Sunday, March 4, 2018

Rest of the Best


I watched the final five candidates for Best Picture yesterday. As always, if you want an actual review, ask a movie critic.



Dunkirk ­– One day, someone will explain to me the absolute manic devotion of white males of a certain age to WWII. The war ended 74 years ago! There have been lots of wars since then (unfortunately) and lots of other stories to tell about lots of other things. But every goddamn year, we get another goddamned WWII movie. Enough. Considering how little dialogue was actually in the movie and how little plot, I wish Nolan had fully committed to his theory of making a movie based entirely on visuals and music and eliminated dialogue entirely or had subtitles. I also think he and Tom Hardy should just fuck already because Nolan obviously has a hard on for Hardy’s eyes. Why else does he once again make a movie that all but covers up Tom Hardy’s face and filters his voice.
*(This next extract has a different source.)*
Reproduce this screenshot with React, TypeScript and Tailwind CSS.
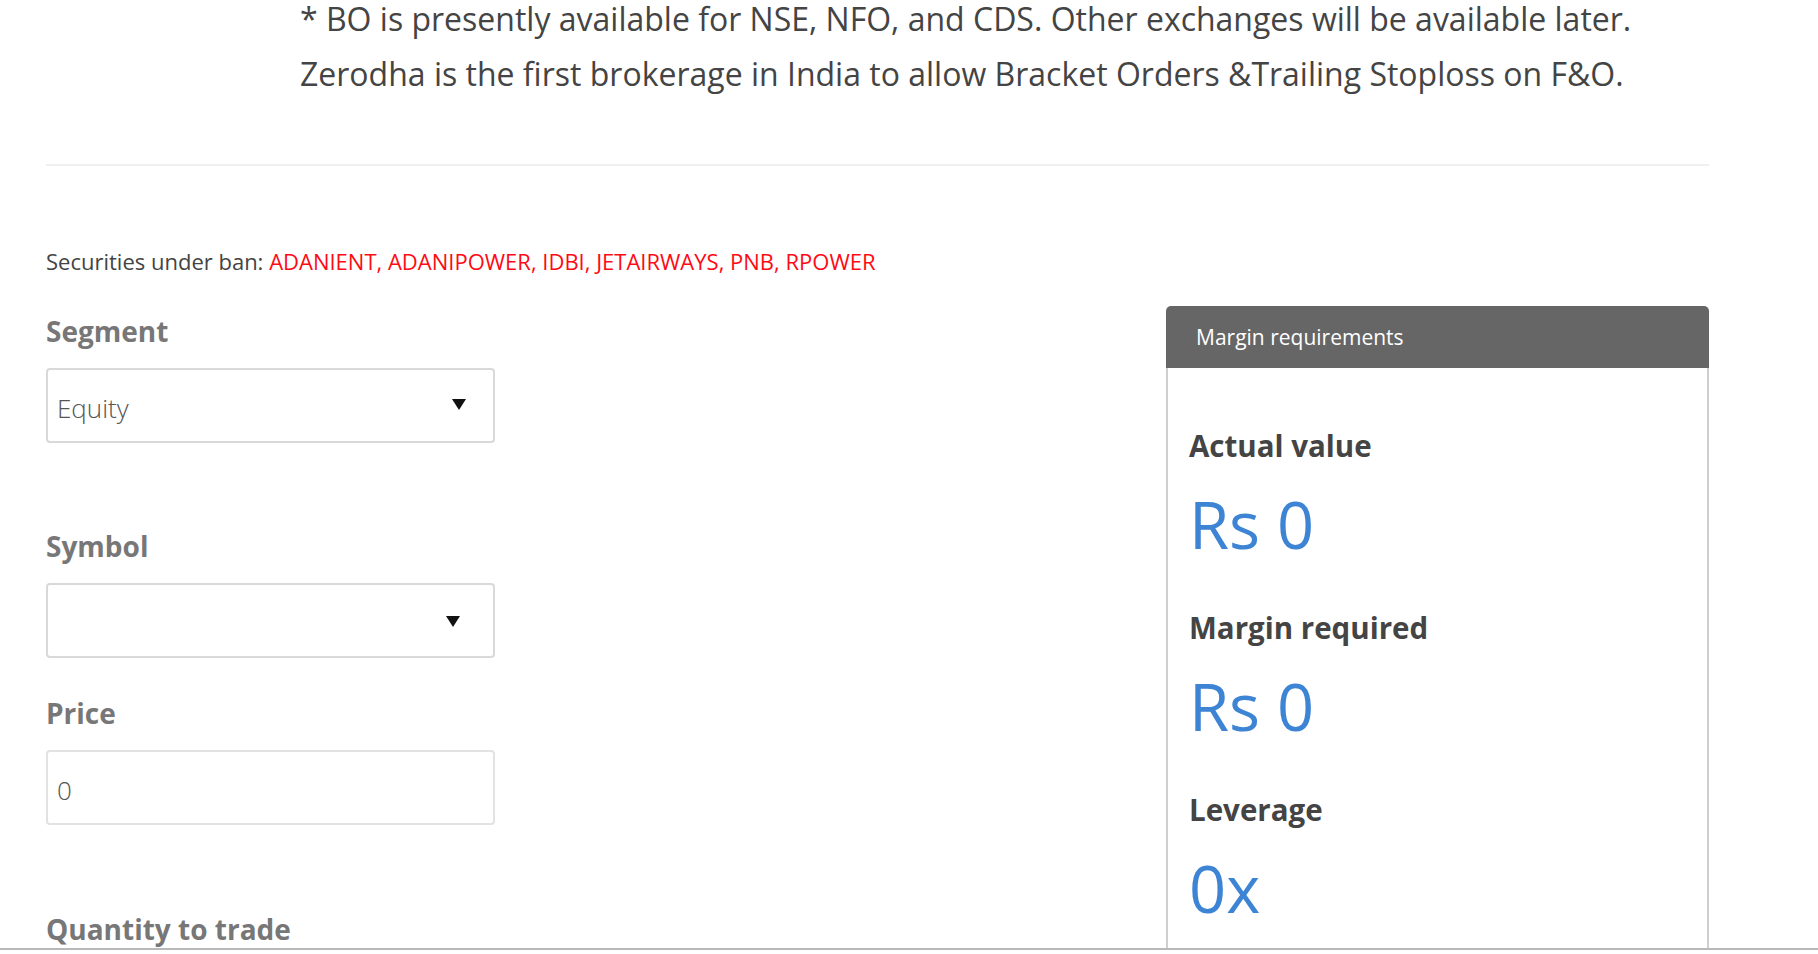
import React from 'react';

const font = { fontFamily: '"Open Sans", "Liberation Sans", sans-serif' };

function Caret() {
    return (
        <svg width="16" height="12" viewBox="0 0 16 12" className="shrink-0">
            <path d="M1 1 L15 1 L8 12 Z" fill="#111" />
        </svg>
    );
}

function SelectBox({ value, caretRight }: { value?: string; caretRight: string }) {
    return (
        <div className="h-[75px] w-full border-2 border-[#d9d9d9] rounded-[4px] flex items-center justify-between pl-[9px]">
            <span className="text-[26px] font-light text-[#555] mt-[6px]">{value}</span>
            <span className={caretRight}><Caret /></span>
        </div>
    );
}

function Field({ label, children, top }: { label: string; children: React.ReactNode; top: string }) {
    return (
        <div className={top}>
            <div className="text-[28px] leading-[36px] font-bold text-[#777] mb-[19px]">{label}</div>
            {children}
        </div>
    );
}

function Stat({ label, value, top }: { label: string; value: string; top: string }) {
    return (
        <div className={top}>
            <div className="text-[29.5px] leading-[36px] font-bold text-[#444]">{label}</div>
            <div className="mt-[21px] text-[65px] leading-[78px] text-[#3d85d4]">{value}</div>
        </div>
    );
}

export default function App() {
    return (
        <div className="relative w-[1818px] h-[954px] overflow-hidden bg-white" style={font}>
            <div className="px-[46px] pr-[109px]">
                {/* intro */}
                <div className="pl-[254px] mt-[-9px] text-[32px] leading-[55px] text-[#444]">
                    <div>* BO is presently available for NSE, NFO, and CDS. Other exchanges will be available later.</div>
                    <div>Zerodha is the first brokerage in India to allow Bracket Orders &amp;Trailing Stoploss on F&amp;O.</div>
                </div>

                <div className="mt-[63px] h-[2px] bg-[#f0f0f0]" />

                <div className="mt-[81px] text-[22px] leading-[28px] text-[#444]">
                    Securities under ban: <span className="text-[#ff0a14]">ADANIENT, ADANIPOWER, IDBI, JETAIRWAYS, PNB, RPOWER</span>
                </div>

                <div className="mt-[30px] flex justify-between items-start">
                    {/* form */}
                    <div className="w-[449px] pt-[8px]">
                        <Field label="Segment" top="">
                            <SelectBox value="Equity" caretRight="mr-[26px] -mt-[4px]" />
                        </Field>
                        <Field label="Symbol" top="mt-[85px]">
                            <SelectBox caretRight="mr-[32px]" />
                        </Field>
                        <Field label="Price" top="mt-[37px]">
                            <div className="h-[75px] w-full border-2 border-[#e2e2e2] rounded-[4px] flex items-center pl-[9px]">
                                <span className="text-[26px] font-light text-[#555] mt-[6px]">0</span>
                            </div>
                        </Field>
                        <Field label="Quantity to trade" top="mt-[86px]">
                            <div className="h-[75px]" />
                        </Field>
                    </div>

                    {/* margin box */}
                    <div className="w-[543px] pt-[1px]">
                        <div className="h-[62px] bg-[#666] rounded-t-[5px] flex items-center pl-[30px] pt-[2px] text-white text-[21px]">
                            Margin requirements
                        </div>
                        <div className="border-x-2 border-[#cfcfcf] h-[700px] pl-[21px] pt-[60px]">
                            <Stat label="Actual value" value="Rs 0" top="" />
                            <Stat label="Margin required" value="Rs 0" top="mt-[47px]" />
                            <Stat label="Leverage" value="0x" top="mt-[47px]" />
                        </div>
                    </div>
                </div>
            </div>

            {/* bottom edge */}
            <div className="absolute left-0 right-0 bottom-0 h-[6px] bg-white border-t-2 border-[#b8b8b8]" />
        </div>
    );
}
The Darkest Hour – Gary Oldman only did this movie because he lured famed makeup artist Kazuhiro  Tsuji out of retirement. If Oldman wins, and Tsuji doesn’t, then Oldman should absolutely hand his Oscar over, post haste. It was absolutely the best makeup I have ever seen in film. Hands down. Oldman was completely unrecognizable as himself and totally and completely Winston Churchill. That was the whole point of the movie, really. They could have told any story from any point in Churchill’s career, and the only thing really holding it up was the makeup and acting. It certainly wasn’t the lighting. Apparently overhead lighting was outlawed during the war. Only small desk lamps or whatever light filtered in through windows. (Please don’t tell me about London turned off its lights at night to avoid bombing. This wasn’t that. This was “setting a mood” and it was ridiculous. )



Call Me By Your Name – This was the most honest acting I’ve ever seen. It was also as if the actors didn’t realize they were acting at all. I was constantly surprised by the line readings and by how they handled every scene. It was very intimate and disarming. Slightly problematic was the concept of consent and watching sex scenes between a supposed 17 yr old and a 27 year old, but I liked that the movie didn’t have a label. No one was gay or straight or bi. They were just who they were. I also think it did wonders for Italian tourism.



The Post – This was a perfectly respectable movie with perfectly respectable acting in a mediocre script. Spoiler, the Washington Post wins. And while I have watched movies with obvious outcomes before (Titanic, for example), there was no real sense of suspense. There was also some questionable dialect work. Was Tom Hanks supposed to be from Boston? Every few scenes, he’d remember to throw on an accent. This movie is a textbook account of white male Oscar voting. Meryl Streep? Check. Tom Hanks? Check. Steven Spielberg? Check. A plot that makes liberals look good and politicians look bad? Check.



Get Out – This movie did NOT fuck around. You know how in most movies, when the young blood ingenue starts getting scared, she doesn’t really try to kill her assailant, but mostly run from him? Not this movie. Chris was out for blood the minute he realized what was happening. But Jesus, his apartment was the most over decorated room I have ever seen. I met my husband when we were 24. His apartment had the bare minimum of cast-off furniture, no art, one massive television, and linens straight from Target. Every male apartment I have ever been in was about the same, plus or minus some crappy posters on the wall. Chris had beautifully framed art, a complete living room set, a complete bedroom set, and everything was color coordinated in pleasant hues of greys and blacks and blues. Bull. Shit. Also, who starts a transplant without having both the donor and the receiver in the room? A terrible surgeon, that’s who.